Não interessa saber por que uma determinada peça passou a ser mais demandada que outra, ou por que o preço da gasolina aumentou. O que nos interessa é saber que as condições agora estão diferentes e que devemos adequar nosso comportamento frente às novas mudanças. Ex: se o preço do barril de petróleo aumentar substancialmente, provavelmente teremos que recorrer a substitutos para seus usos, por terem apresentado vantagem relativa. Em um meio onde o conhecimento está disperso entre as pessoas, o sistema de preços, caso não seja distorcido, poderá muito bem coordenar os comportamentos dos indivíduos.
Ordem Espontânea
O simples fato de um grupo de indivíduos perceber uma mudança e passarem a economizar mais determinados recursos, já irá transmitir alguma informação para o mercado. Não é necessário verificar sua identidade e nem os motivos que os fizeram economizar mais. isso mostra que nossas ações têm um poder de influência muito além do que podemos imaginar em dado momento.
O sistema de preços por vezes é criticado por não ter sido criado/gerenciado por algum grupo de indivíduos, mas sim por ordem espontânea.
Segundo Alfred North Whitehead (1861-1947):
“É um truísmo profundamente errado, repetido por todas as cartilhas e por pessoas eminentes ao proferir discursos, que devemos cultivar o hábito de pensar no que estamos fazendo. O caso é exatamente o oposto. A civilização avança ao aumentar o número das operações importantes que podemos realizar sem pensar nelas”.
Existem instituições que só continuaram a existir porque funcionam, de fato. Além do sistema de preços, também temos a linguagem, o mercado, a família e as diferentes culturas como instituições criadas através da ordem espontânea. Fossem essas instituições criadas por alguém, certamente estariam entre as maiores invenções realizadas.
O sistema de preços foi o instrumento que aperfeiçoou a divisão do trabalho, a coordenação de recursos e o compartilhamento de informações entre a sociedade. Tudo isso só foi possível porque simplesmente “esbarramos” com essa ferramenta, e não a criamos em si.
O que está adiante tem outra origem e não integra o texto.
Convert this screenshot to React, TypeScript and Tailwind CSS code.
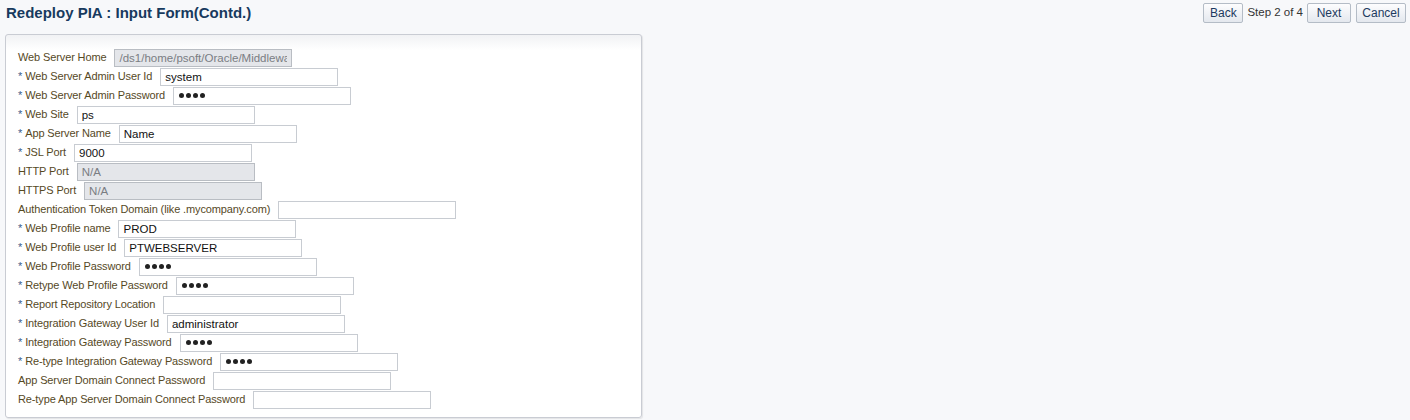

E para aqueles que a ridicularizam, como os socialistas, a realidade é que ainda não conseguimos inventar um sistema alternativo que seja mais eficaz.
Dispersão do Conhecimento
Até mesmo Leon Trotsky e Oskar Lange admitiram que o sistema de preços de mercado é imprescindível. O autor menciona o trabalho de Mises nesse ramo, indicando que é impossível gerenciar de maneira diligente os recursos disponíveis sem a existência de preços de mercado, que só são possíveis em uma economia de mercado em que exista a propriedade privada.
Cada indivíduo na sociedade possui um conhecimento parcial do todo. Quando combinadas essas partes, o conhecimento aos poucos vai se complementando, equivalendo a uma espécie de “BitTorrent intelectual”. Esse conhecimento também é imperfeito, sendo necessário um processo pelo qual ele esteja sempre sendo alimentado e retransmitido, até sua consolidação.
Conclusão
O presente artigo foi escrito em uma época na qual diversos governos acreditavam ter o poder divino de realizar o planejamento econômico de sua nação a partir de dados passados e de “expectativas” futuras, destacando-se principalmente a URSS. Apesar dos fracassos desses governos terem ficado registrados na história, infelizmente ainda temos muitos agentes defendendo o planejamento central como a maneira mais eficiente e “socialmente justa” para alocar recursos escassos.
Com base nos pontos abordados por Hayek, resta evidente que a dificuldade de realizar um planejamento é diretamente proporcional ao tamanho do escopo em que ele deverá ser realizado. Além da maior quantidade de recursos a serem alocados, maior o número de variáveis que deverão ser inseridas nesse planejamento, tornando-o ainda mais complexo.
Sendo assim, deixar que os indivíduos realizem esse planejamento econômico, a partir de suas próprias decisões individuais e guiadas pelo Sistema de Preços, é a maneira mais eficiente de garantir que os recursos sejam alocados de maneira mais eficiente e atendendo às necessidades mais urgentes do mercado.
No caso do Brasil, é simplesmente inverossímil acreditar que burocratas em Brasília possuam maior conhecimento sobre as necessidades de um determinado município isolado, do que os próprios habitantes desse município. Logo, a leitura do artigo de Hayek se faz imperativa, principalmente para aqueles que aspiram ocupar cargos políticos relacionados ao planejamento de recursos públicos.
Referências
HAYEK, F. A. VON. Uso do conhecimento na sociedade. MISES: Revista Interdisciplinar de Filosofia, Direito e Economia, v. I, n. 1, p. 153–162, 2013.